A 2013 article in the Business Perspectives journal identified dismal financial results at Florida municipal golf courses, finding they had an average loss of more than $370,000 in 2010. In that year, 90 percent of municipal golf courses in Florida reported a loss.

And a 2012 Urban Land Institute paper exploring ideas for master-planned communities warned developers that “golf is dead.”

“Amenity packages in the future should be well thought out to be sure the maintenance costs are relatively inexpensive. Stay away from golf courses,” said the discussion paper, co-authored by Tucson developer Bob Sharpe.

Making golf courses profitable is a challenge, Carlier said. That’s despite the fact that “in Arizona, golf is king,” he said. “Everybody loves to play golf. But what they’re willing to pay for tee times doesn’t support the cost of the water.”

But the $1 million price tag is a steal, he said. El Conquistador’s clubhouse alone cost more than three times that to build, he said.

The town would be making a smart move to ensure the continuation of a beautiful asset in the heart of Oro Valley, Carlier said.

“I don’t think they want to see one of the last golf courses they’ve got, and one of the most central golf courses, fall to somebody else,” he said. “It’s probably in the best interest of the town just to maintain the vision and the integrity of the community. They don’t want to see a dried-out hayfield in the middle of town.”

Coming under public ownership, the success of El Conquistador’s golf courses will depend on how well they are managed, said local developer David Mehl, president of Cottonwood Properties. DeRaad said Troon is an excellent golf management and marketing company, and that the company could package the El Conquistador courses with its other courses at the Westin La Paloma and Casino del Sol Sewailo golf clubs in the Tucson area at a special rate. That “could really breathe new life into golf out there,” DeRaad said.

The town would have to subsidize the golf courses for a few years, Caton said, but investments in the courses would pay off in increased tourism and a more active community. Caton said he thinks the golf industry has hit bottom and is poised to grow.


Oro Valley has identified $2.5 million in renovation projects in the community center and $3 million in projects on the golf courses over five to six years. Those costs include a $1.55 million project to replace irrigation systems on one golf course.

And the town doesn’t have a way to pay for those projects.

Town leaders are proposing a dedicated half-cent sales tax to help pay for the community center project, in addition to using some bed tax income.

The Greater Oro Valley Chamber of Commerce board will hear a presentation about the proposal next week and will take a position on the tax increase then, said President and CEO Dave Perry. But the deal may be too good to pass up.

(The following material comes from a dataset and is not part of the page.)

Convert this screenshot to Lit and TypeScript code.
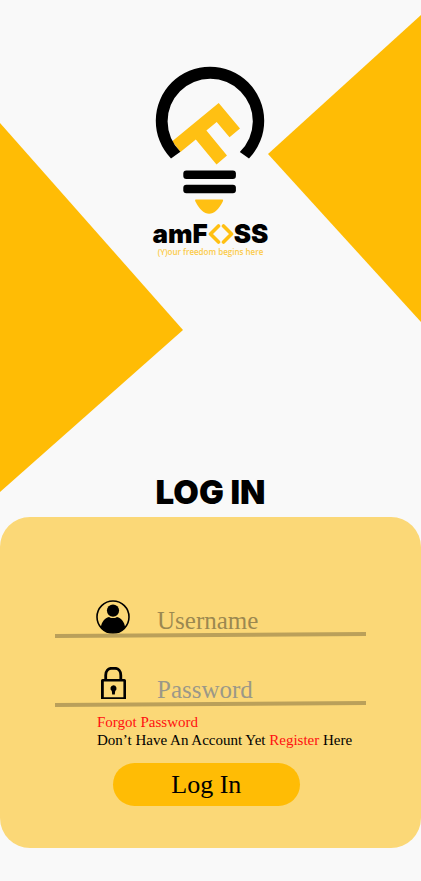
import { LitElement, html, css, svg } from "lit";
import { customElement, property } from "lit/decorators.js";

const userIcon = svg`
  <circle cx="17" cy="19" r="16" fill="none" stroke="#000" stroke-width="1.6" />
  <circle cx="17" cy="12.6" r="6.1" />
  <path d="M4.8 29.6C5.6 23.5 8.8 20 13 18.9C15.5 20.5 18.5 20.5 21 18.9C25.2 20 28.4 23.5 29.2 29.6A16.4 16.4 0 0 1 4.8 29.6Z" />
`;

const lockIcon = svg`
  <path d="M9.7 13V8.2C9.7 4 12.3 1.3 15.5 1.3H19C22.2 1.3 24.8 4 24.8 8.2V13" fill="none" stroke="#000" stroke-width="2.8" />
  <path fill-rule="evenodd" d="M6.6 12H28.4Q30 12 30 13.6V32H5V13.6Q5 12 6.6 12ZM7.8 14.6V30.2H27.4V14.6Z" />
  <path d="M17.4 18.2A3.2 3.2 0 0 1 19.2 24L18.8 27.4H16.2L15.8 24A3.2 3.2 0 0 1 17.4 18.2Z" />
`;

@customElement("amfoss-logo")
export class AmfossLogo extends LitElement {
  static styles = css`
    :host {
      display: flex;
      flex-direction: column;
      align-items: center;
    }
    .bulb {
      display: block;
      width: 111px;
      height: 149px;
    }
    .wordmark {
      display: flex;
      align-items: center;
      margin-top: 7px;
      font: 900 26px/24px Inter, sans-serif;
      color: #000;
    }
    .chevrons {
      width: 26px;
      height: 20px;
    }
    .tagline {
      margin: 0;
      font: 600 8px/12px "Open Sans", sans-serif;
      color: #fccb48;
      white-space: nowrap;
    }
  `;

  render() {
    return html`
      <svg class="bulb" viewBox="155 66 111 149" aria-hidden="true">
        <path fill="#ffc013" d="M172.2 141.3L218.7 103L240 128.5L229.5 137.3L216.7 122L206.4 130.5L227 155.5L216.5 164.5L195.8 139.5L180.5 152Z" />
        <path d="M171 158.5A54.2 54.2 0 1 1 249 158.5L239.8 151.9A42.6 42.6 0 1 0 180.4 151.7Z" />
        <rect x="183.3" y="170.4" width="52.6" height="8.6" rx="3" />
        <rect x="183.3" y="184.8" width="52.6" height="8.4" rx="3" />
        <path fill="#ffc013" d="M196 199.6H222.2Q223.6 199.6 223 201C219 209.5 214 213.7 209.1 213.7C204.2 213.7 199.2 209.5 195.2 201Q194.6 199.6 196 199.6Z" />
      </svg>
      <div class="wordmark">
        <span>amF</span>
        <svg class="chevrons" viewBox="0 0 26 20" fill="none" stroke="#ffc013" stroke-width="3.6" stroke-linecap="round" stroke-linejoin="round" role="img" aria-label="O">
          <path d="M10.5 2L2.5 10L10.5 18M15.5 2L23.5 10L15.5 18" />
        </svg>
        <span>SS</span>
      </div>
      <p class="tagline">(Y)our freedom begins here</p>
    `;
  }
}

@customElement("login-field")
export class LoginField extends LitElement {
  @property() name = "";
  @property() type = "text";
  @property() label = "";

  static styles = css`
    :host {
      display: block;
    }
    .row {
      display: grid;
      grid-template-columns: 34px 1fr;
      column-gap: 27px;
      height: 36px;
      padding-left: 41px;
    }
    .icon {
      display: block;
      width: 34px;
      height: 36px;
    }
    .input {
      box-sizing: border-box;
      width: 100%;
      min-width: 0;
      height: 36px;
      margin: 0;
      padding: 10px 0 0;
      border: 0;
      outline: 0;
      background: transparent;
      color: #000;
      font: 25px/26px "Liberation Serif", serif;
    }
    .input::placeholder {
      color: #9b8850;
      opacity: 1;
    }
    .input[type="password"]::placeholder {
      color: #9b9888;
    }
    .line {
      display: block;
      position: relative;
      width: 100%;
      height: 6px;
      margin-top: -2px;
      fill: #baa05a;
    }
  `;

  render() {
    return html`
      <div class="row">
        <label for="control" aria-label=${this.label}>
          <svg class="icon" viewBox="0 0 34 36" aria-hidden="true">
            ${this.type === "password" ? lockIcon : userIcon}
          </svg>
        </label>
        <input class="input" id="control" name=${this.name} type=${this.type} placeholder=${this.label} />
      </div>
      <svg class="line" viewBox="0 0 311 6" preserveAspectRatio="none" aria-hidden="true">
        <path d="M0 2L311 0V4L0 6Z" />
      </svg>
    `;
  }
}

@customElement("app-root")
export class AppRoot extends LitElement {
  static styles = css`
    :host {
      display: block;
      min-height: 100vh;
      background: #f9f9f9;
    }
    .page {
      position: relative;
      display: flex;
      flex-direction: column;
      box-sizing: border-box;
      min-height: 100vh;
      padding: 66px 0 33px;
      overflow: hidden;
    }
    .shape {
      position: absolute;
      fill: #ffbc05;
    }
    .left {
      left: 0;
      top: 123px;
      width: 183px;
      height: 369px;
    }
    .right {
      right: 0;
      top: 15px;
      width: 153px;
      height: 307px;
    }
    .logo {
      position: relative;
    }
    .title {
      margin: 218px 0 9px;
      text-align: center;
      font: 900 33px/32px Inter, sans-serif;
      color: #000;
    }
    .card {
      display: flex;
      flex-direction: column;
      padding: 81px 55px 42px;
      border-radius: 30px;
      background: #fbd877;
      font-family: "Liberation Serif", serif;
    }
    .fields {
      display: grid;
      row-gap: 29px;
    }
    .help {
      margin: 6px 0 14px 42px;
      font-size: 15px;
      line-height: 18px;
      color: #000;
      white-space: nowrap;
    }
    .help p {
      margin: 0;
    }
    .link {
      color: #ff1010;
      text-decoration: none;
    }
    .submit {
      width: 60%;
      height: 43px;
      margin: 0 0 0 58px;
      padding: 0;
      border: 0;
      border-radius: 22px;
      background: #ffbc05;
      color: #000;
      font: 26px/43px "Liberation Serif", serif;
      cursor: pointer;
    }
  `;

  render() {
    return html`
      <main class="page">
        <svg class="shape left" viewBox="0 0 183 369" aria-hidden="true"><path d="M0 0L183 207L0 369Z" /></svg>
        <svg class="shape right" viewBox="0 0 153 307" aria-hidden="true"><path d="M153 0L0 139L153 307Z" /></svg>
        <amfoss-logo class="logo"></amfoss-logo>
        <h1 class="title">LOG IN</h1>
        <form class="card" @submit=${(e: Event) => e.preventDefault()}>
          <div class="fields">
            <login-field name="username" type="text" label="Username"></login-field>
            <login-field name="password" type="password" label="Password"></login-field>
          </div>
          <div class="help">
            <p><a class="link" href="#forgot">Forgot Password</a></p>
            <p>Don’t Have An Account Yet <a class="link" href="#register">Register</a> Here</p>
          </div>
          <button class="submit" type="submit">Log In</button>
        </form>
      </main>
    `;
  }
}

“As a community, we’ve long sought a community center, … and this is a tremendous opportunity, an asset you can’t replace for anywhere near the price where it’s offered,” Perry said.

In a recent survey of nearly 500 town residents, a recreation center and tennis courts were among the most common requests.

“So we really feel this project addresses the needs we’ve heard from the community,” Caton told the council Wednesday.

Mayor Satish Hiremath and three other council members named a recreation center as an emerging town priority during election season earlier this year.

It’s cost prohibitive to build a community center from the ground up, Hiremath told the council Wednesday, “and I don’t think we’re ever going to get this kind of deal again.”

Caton said a community center built recently in the town of Maricopa cost $22 million.